**Data block:**

◆ ◆ ◆

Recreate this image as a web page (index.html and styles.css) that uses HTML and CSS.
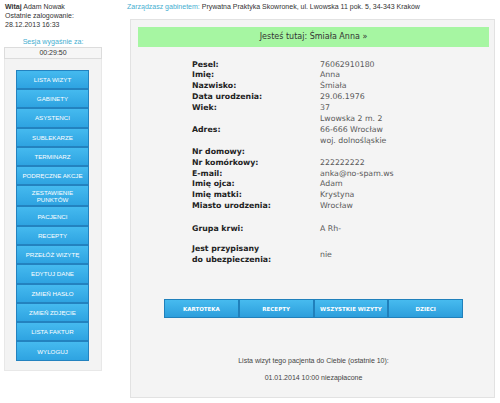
FILE: index.html
```html
<!DOCTYPE html>
<html lang="pl">
  <head>
    <meta charset="UTF-8" />
    <meta name="viewport" content="width=device-width, initial-scale=1" />
    <title>Pacjent</title>
    <link rel="stylesheet" href="styles.css">
  </head>
  <body>
    <div class="page">
      <aside class="side">
        <div class="user">
          <b>Witaj</b> Adam Nowak<br />
          Ostatnie zalogowanie:<br />
          28.12.2013 16:33
        </div>
        <div class="session-label">Sesja wygaśnie za:</div>
        <div class="timer">00:29:50</div>
        <nav class="menu">
          <a class="menu-btn" href="#">Lista wizyt</a>
          <a class="menu-btn" href="#">Gabinety</a>
          <a class="menu-btn" href="#">Asystenci</a>
          <a class="menu-btn" href="#">Sublekarze</a>
          <a class="menu-btn" href="#">Terminarz</a>
          <a class="menu-btn" href="#">Podręczne akcje</a>
          <a class="menu-btn menu-btn-tall" href="#">Zestawienie<br />punktów</a>
          <a class="menu-btn" href="#">Pacjenci</a>
          <a class="menu-btn" href="#">Recepty</a>
          <a class="menu-btn" href="#">Przełóż wizytę</a>
          <a class="menu-btn" href="#">Edytuj dane</a>
          <a class="menu-btn" href="#">Zmień hasło</a>
          <a class="menu-btn" href="#">Zmień zdjęcie</a>
          <a class="menu-btn" href="#">Lista faktur</a>
          <a class="menu-btn" href="#">Wyloguj</a>
        </nav>
      </aside>

      <main class="main">
        <div class="clinic">
          <span class="accent">Zarządzasz gabinetem:</span> Prywatna Praktyka
          Skowronek, ul. Lwowska 11 pok. 5, 34-343 Kraków
        </div>

        <div class="panel">
          <div class="crumb">Jesteś tutaj: Śmiała Anna »</div>

          <table class="details">
            <tr><th>Pesel:</th><td>76062910180</td></tr>
            <tr><th>Imię:</th><td>Anna</td></tr>
            <tr><th>Nazwisko:</th><td>Śmiała</td></tr>
            <tr><th>Data urodzenia:</th><td>29.06.1976</td></tr>
            <tr><th>Wiek:</th><td>37</td></tr>
            <tr>
              <th>Adres:</th>
              <td>Lwowska 2 m. 2<br />66-666 Wrocław<br />woj. dolnośląskie</td>
            </tr>
            <tr><th>Nr domowy:</th><td></td></tr>
            <tr><th>Nr komórkowy:</th><td>222222222</td></tr>
            <tr><th>E-mail:</th><td>anka@no-spam.ws</td></tr>
            <tr><th>Imię ojca:</th><td>Adam</td></tr>
            <tr><th>Imię matki:</th><td>Krystyna</td></tr>
            <tr><th>Miasto urodzenia:</th><td>Wrocław</td></tr>
            <tr class="spacer"><td colspan="2"></td></tr>
            <tr><th>Grupa krwi:</th><td>A Rh-</td></tr>
            <tr class="spacer spacer-small"><td colspan="2"></td></tr>
            <tr><th>Jest przypisany<br />do ubezpieczenia:</th><td>nie</td></tr>
          </table>

          <div class="tabs">
            <a class="tab" href="#">Kartoteka</a>
            <a class="tab" href="#">Recepty</a>
            <a class="tab" href="#">Wszystkie wizyty</a>
            <a class="tab" href="#">Dzieci</a>
          </div>

          <p class="visits-title">Lista wizyt tego pacjenta do Ciebie (ostatnie 10):</p>
          <p class="visit">01.01.2014 10:00 niezapłacone</p>
        </div>
      </main>
    </div>
  </body>
</html>
```

FILE: styles.css
```css
* {
  box-sizing: border-box;
}
body {
  margin: 0;
  background: #fff;
  color: #333;
  font-family: "Liberation Sans", Arial, sans-serif;
  font-size: 7px;
}
a {
  text-decoration: none;
}
.page {
  display: flex;
  padding: 1.5px 0 0 4px;
}

/* sidebar */
.side {
  flex: none;
  width: 98px;
}
.user {
  padding-left: 1px;
  line-height: 9.2px;
}
.session-label {
  margin-top: 8.5px;
  line-height: 9px;
  text-align: center;
  color: #45aed0;
  font-size: 7.1px;
}
.timer {
  height: 12px;
  border: 1px solid #dcdcdc;
  background: #f6f6f6;
  line-height: 10px;
  text-align: center;
  color: #333;
}
.menu {
  display: flex;
  flex-direction: column;
  height: 312px;
  padding: 11px 12px 0 11px;
  background: #f3f3f3;
  border: 1px solid #e8e8e8;
  border-top: none;
}
.menu-btn {
  display: flex;
  align-items: center;
  justify-content: center;
  height: 19.3px;
  border: 1px solid #2382bf;
  background: linear-gradient(#45baef, #2ea3e1);
  color: #fff;
  font-size: 6.2px;
  line-height: 7px;
  text-align: center;
  text-transform: uppercase;
}
.menu-btn-tall {
  height: 21px;
}

/* main column */
.main {
  flex: none;
  width: 368px;
  margin-left: 25px;
}
.clinic {
  line-height: 9px;
  white-space: nowrap;
}
.accent {
  color: #45aed0;
}
.panel {
  margin: 8.5px 0 0 3px;
  padding: 7px 5px 15px 7px;
  background: #f4f4f4;
  border: 1px solid #e2e2e2;
}
.crumb {
  height: 20px;
  line-height: 20px;
  background: #a6f6a2;
  text-align: center;
  color: #333;
  font-family: "DejaVu Sans", Verdana, sans-serif;
  font-size: 8px;
}
.details {
  width: 243px;
  margin: 12.5px auto 0;
  border-collapse: collapse;
  font-family: "DejaVu Sans", Verdana, sans-serif;
  font-size: 7.8px;
  line-height: 10.9px;
}
.details th,
.details td {
  padding: 0;
  vertical-align: middle;
  text-align: left;
}
.details th {
  width: 128px;
  font-weight: bold;
  color: #222;
}
.details td {
  color: #5a5a5a;
}
.details .spacer td {
  height: 12px;
}
.details .spacer-small td {
  height: 9px;
}
.tabs {
  display: flex;
  width: 299px;
  margin: 33.4px auto 0;
}
.tab {
  flex: 1;
  display: flex;
  align-items: center;
  justify-content: center;
  height: 19px;
  border: 1px solid #2080bb;
  background: linear-gradient(#47bbef, #2c9edc);
  color: #fff;
  font-family: "DejaVu Sans", Verdana, sans-serif;
  font-size: 5.5px;
  font-weight: bold;
  text-transform: uppercase;
}
.visits-title,
.visit {
  margin: 0;
  line-height: 9px;
  text-align: center;
  color: #444;
}
.visits-title {
  margin-top: 37.5px;
}
.visit {
  margin-top: 8.7px;
}
```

◆ ◆ ◆

**What is being asked:** Leave every image out, and retype the material exactly.

**Solution to the exercise:**
Recreate this image as a web page (index.html and styles.css) that uses HTML and CSS.
FILE: index.html
```html
<!DOCTYPE html>
<html lang="pl">
  <head>
    <meta charset="UTF-8" />
    <meta name="viewport" content="width=device-width, initial-scale=1" />
    <title>Pacjent</title>
    <link rel="stylesheet" href="styles.css">
  </head>
  <body>
    <div class="page">
      <aside class="side">
        <div class="user">
          <b>Witaj</b> Adam Nowak<br />
          Ostatnie zalogowanie:<br />
          28.12.2013 16:33
        </div>
        <div class="session-label">Sesja wygaśnie za:</div>
        <div class="timer">00:29:50</div>
        <nav class="menu">
          <a class="menu-btn" href="#">Lista wizyt</a>
          <a class="menu-btn" href="#">Gabinety</a>
          <a class="menu-btn" href="#">Asystenci</a>
          <a class="menu-btn" href="#">Sublekarze</a>
          <a class="menu-btn" href="#">Terminarz</a>
          <a class="menu-btn" href="#">Podręczne akcje</a>
          <a class="menu-btn menu-btn-tall" href="#">Zestawienie<br />punktów</a>
          <a class="menu-btn" href="#">Pacjenci</a>
          <a class="menu-btn" href="#">Recepty</a>
          <a class="menu-btn" href="#">Przełóż wizytę</a>
          <a class="menu-btn" href="#">Edytuj dane</a>
          <a class="menu-btn" href="#">Zmień hasło</a>
          <a class="menu-btn" href="#">Zmień zdjęcie</a>
          <a class="menu-btn" href="#">Lista faktur</a>
          <a class="menu-btn" href="#">Wyloguj</a>
        </nav>
      </aside>

      <main class="main">
        <div class="clinic">
          <span class="accent">Zarządzasz gabinetem:</span> Prywatna Praktyka
          Skowronek, ul. Lwowska 11 pok. 5, 34-343 Kraków
        </div>

        <div class="panel">
          <div class="crumb">Jesteś tutaj: Śmiała Anna »</div>

          <table class="details">
            <tr><th>Pesel:</th><td>76062910180</td></tr>
            <tr><th>Imię:</th><td>Anna</td></tr>
            <tr><th>Nazwisko:</th><td>Śmiała</td></tr>
            <tr><th>Data urodzenia:</th><td>29.06.1976</td></tr>
            <tr><th>Wiek:</th><td>37</td></tr>
            <tr>
              <th>Adres:</th>
              <td>Lwowska 2 m. 2<br />66-666 Wrocław<br />woj. dolnośląskie</td>
            </tr>
            <tr><th>Nr domowy:</th><td></td></tr>
            <tr><th>Nr komórkowy:</th><td>222222222</td></tr>
            <tr><th>E-mail:</th><td>anka@no-spam.ws</td></tr>
            <tr><th>Imię ojca:</th><td>Adam</td></tr>
            <tr><th>Imię matki:</th><td>Krystyna</td></tr>
            <tr><th>Miasto urodzenia:</th><td>Wrocław</td></tr>
            <tr class="spacer"><td colspan="2"></td></tr>
            <tr><th>Grupa krwi:</th><td>A Rh-</td></tr>
            <tr class="spacer spacer-small"><td colspan="2"></td></tr>
            <tr><th>Jest przypisany<br />do ubezpieczenia:</th><td>nie</td></tr>
          </table>

          <div class="tabs">
            <a class="tab" href="#">Kartoteka</a>
            <a class="tab" href="#">Recepty</a>
            <a class="tab" href="#">Wszystkie wizyty</a>
            <a class="tab" href="#">Dzieci</a>
          </div>

          <p class="visits-title">Lista wizyt tego pacjenta do Ciebie (ostatnie 10):</p>
          <p class="visit">01.01.2014 10:00 niezapłacone</p>
        </div>
      </main>
    </div>
  </body>
</html>
```

FILE: styles.css
```css
* {
  box-sizing: border-box;
}
body {
  margin: 0;
  background: #fff;
  color: #333;
  font-family: "Liberation Sans", Arial, sans-serif;
  font-size: 7px;
}
a {
  text-decoration: none;
}
.page {
  display: flex;
  padding: 1.5px 0 0 4px;
}

/* sidebar */
.side {
  flex: none;
  width: 98px;
}
.user {
  padding-left: 1px;
  line-height: 9.2px;
}
.session-label {
  margin-top: 8.5px;
  line-height: 9px;
  text-align: center;
  color: #45aed0;
  font-size: 7.1px;
}
.timer {
  height: 12px;
  border: 1px solid #dcdcdc;
  background: #f6f6f6;
  line-height: 10px;
  text-align: center;
  color: #333;
}
.menu {
  display: flex;
  flex-direction: column;
  height: 312px;
  padding: 11px 12px 0 11px;
  background: #f3f3f3;
  border: 1px solid #e8e8e8;
  border-top: none;
}
.menu-btn {
  display: flex;
  align-items: center;
  justify-content: center;
  height: 19.3px;
  border: 1px solid #2382bf;
  background: linear-gradient(#45baef, #2ea3e1);
  color: #fff;
  font-size: 6.2px;
  line-height: 7px;
  text-align: center;
  text-transform: uppercase;
}
.menu-btn-tall {
  height: 21px;
}

/* main column */
.main {
  flex: none;
  width: 368px;
  margin-left: 25px;
}
.clinic {
  line-height: 9px;
  white-space: nowrap;
}
.accent {
  color: #45aed0;
}
.panel {
  margin: 8.5px 0 0 3px;
  padding: 7px 5px 15px 7px;
  background: #f4f4f4;
  border: 1px solid #e2e2e2;
}
.crumb {
  height: 20px;
  line-height: 20px;
  background: #a6f6a2;
  text-align: center;
  color: #333;
  font-family: "DejaVu Sans", Verdana, sans-serif;
  font-size: 8px;
}
.details {
  width: 243px;
  margin: 12.5px auto 0;
  border-collapse: collapse;
  font-family: "DejaVu Sans", Verdana, sans-serif;
  font-size: 7.8px;
  line-height: 10.9px;
}
.details th,
.details td {
  padding: 0;
  vertical-align: middle;
  text-align: left;
}
.details th {
  width: 128px;
  font-weight: bold;
  color: #222;
}
.details td {
  color: #5a5a5a;
}
.details .spacer td {
  height: 12px;
}
.details .spacer-small td {
  height: 9px;
}
.tabs {
  display: flex;
  width: 299px;
  margin: 33.4px auto 0;
}
.tab {
  flex: 1;
  display: flex;
  align-items: center;
  justify-content: center;
  height: 19px;
  border: 1px solid #2080bb;
  background: linear-gradient(#47bbef, #2c9edc);
  color: #fff;
  font-family: "DejaVu Sans", Verdana, sans-serif;
  font-size: 5.5px;
  font-weight: bold;
  text-transform: uppercase;
}
.visits-title,
.visit {
  margin: 0;
  line-height: 9px;
  text-align: center;
  color: #444;
}
.visits-title {
  margin-top: 37.5px;
}
.visit {
  margin-top: 8.7px;
}
```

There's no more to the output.